Among all human foibles, if there's a single trait that astonishes and, really, amuses me more than any other, it's the tendency to rationalize and excuse whatever degree of sinfulness we find in our own hearts, while pointing an accusing finger at someone else whose own degree of sinfulness slightly differs from, or extends one iota beyond, our own. Of course, in most cases we don't even recognize our own behavior as sinful (or, if we prefer to avoid the use of a word freighted with religious overtones, wrong). Sins occur only when someone else crosses a line that we ourselves would not cross.
A man who treats all of his employees in a belittling, dehumanizing fashion, draining them of their pride and their very zest for life, becomes outraged reading the story of the fun-loving, generally nice-guy boss at another company who's accused of groping a female employee.
A woman who has two children and then has an abortion next time around for the sake of convenience ("I didn't want to be raising more kids at this stage of life") demands justice after a gang member kills one of the first two kids during a drive-by shooting.
A man who has had affairs in the past (or is having an affair with you at that very moment) is enraged when his paramour sneaks off to enjoy an evening with another man.
A woman who finesses her income taxes gets furious at her son for being kicked out of school after cheating on an important exam.
A jury gets even on society's behalf by imposing the death penalty on a teenager who got even with a bully who'd taunted him.
A venal corporate executive who sacks his company by implementing dubious executive-compensation policies that allow him and his cronies to skim off the top feels no qualms about prosecuting the "young punk" who broke into his house to steal his big-screen TV.
A Pope who kept silent about Nazi atrocities during World War II now tells millions of Catholics how they must take a stand against evil wherever and whenever they encounter it. Related: A so-called "cafeteria Catholic" who breaks his religion's law by practicing birth control bitterly denounces a fellow Catholic who uses the N word in describing blacks.
My point being: Really, who decides what's worse than what else? And isn't it interesting that, left to our own devices, we tend to decide that the things we do—our own unique flaws and vices—are "OK" in the grand scheme of things?
It's always the other guy who's "crossing the line."
We often call this hypocrisy, and it's easy to spot when the transgressions are parallel: that is, when the rest of us catch you indicting someone else for doing the same thing you've been doing in secret. But what about when the transgressions aren't parallel?
Is it worse to rape a woman...or shoot a bison grazing peacefully in a field for the pure thrill of it?We're also inclined to discount sins of omission: The wealthy woman who wears a $5000 designer gown to a social event where she'll be greeted like royalty has almost surely had a hand in ending human lives by doing so; she just doesn't realize it.

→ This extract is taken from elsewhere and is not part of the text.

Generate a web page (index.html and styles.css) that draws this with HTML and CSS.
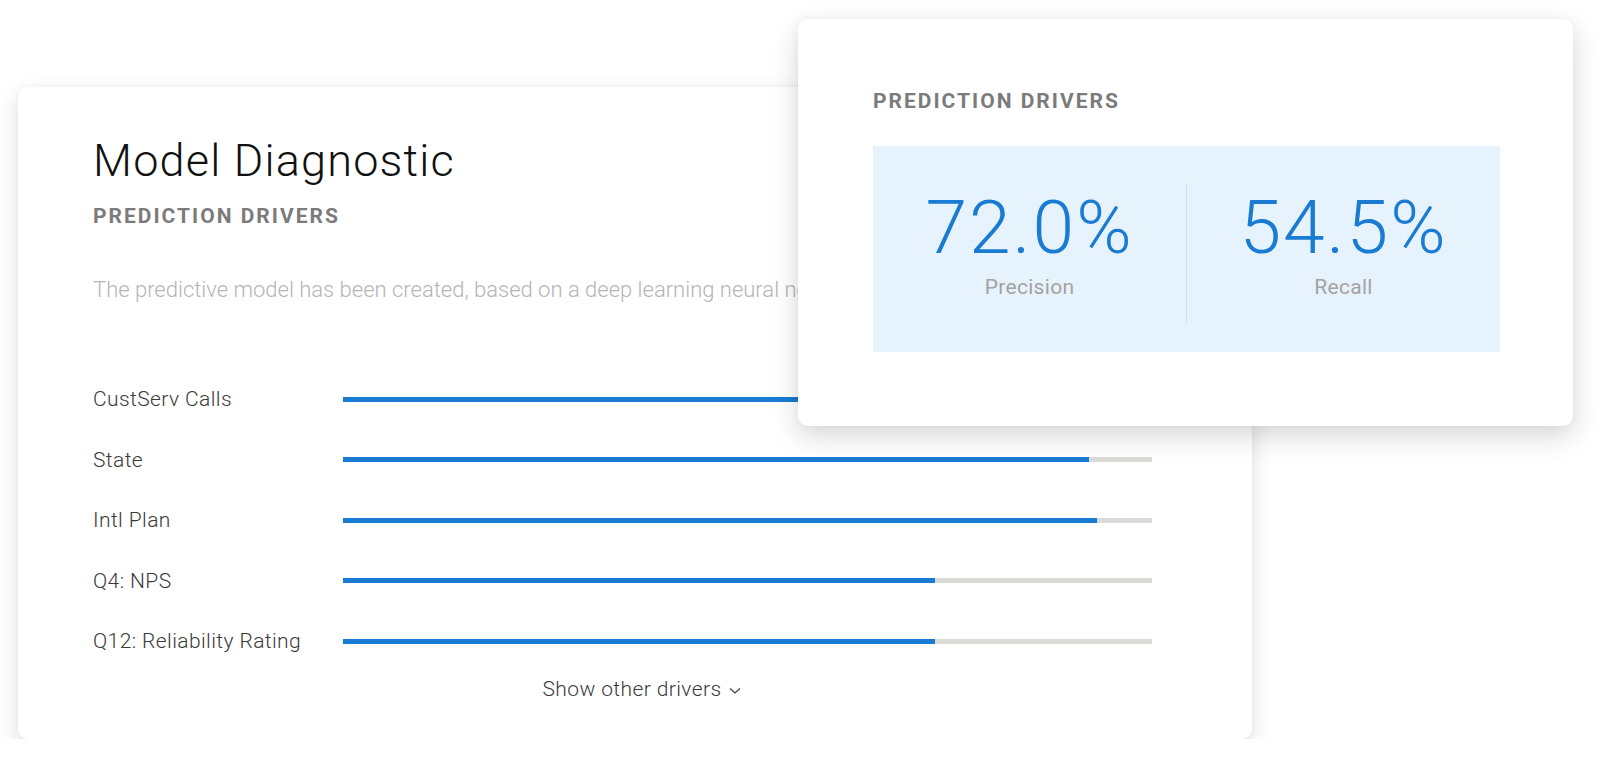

She could've worn an inexpensive frock and donated the rest to prevent African children from starving. (So maybe there's gun death...and gown death?) For that matter, she could've passed up the event entirely, dismissing it as a worthless frill. In that context, is what she did—wearing a pretty gown to a nice social event—better or worse than the genuinely poor teenager who mugs an elderly woman for her handbag so that he himself can avoid starving? As the foregoing illustrates, we also tend to label it "sin" only when we can see a straight line of causation: the direct impact. If we can interpose several layers of complexity and confusion between cause and effect, we can tell ourselves no harm, no foul.
To rob a bank...or chronically intimidate your wife/kids?
Is it worse to tell a lie that you think is small (keeping in mind that we seldom see the end-term consequences that a lie may set in motion, which can be catastrophic, even when the lie is a little white one) or to kill one person without whom the world would be better off (though the world may not know it at the time the killing takes place)?
In truth, I suspect that all sins—perhaps even all behaviors, whether we're wont to adjudge them good or bad here on earth—may be somehow analogous. Perhaps all behavior is created equal. We each have degrees of (self-defined) sin we can live with. We have "bargains" we make—with God (if we choose to acknowledge Him), with ourselves, with the people who like us just the way we are. It's one unending run of the old quiz show, Let's make a deal.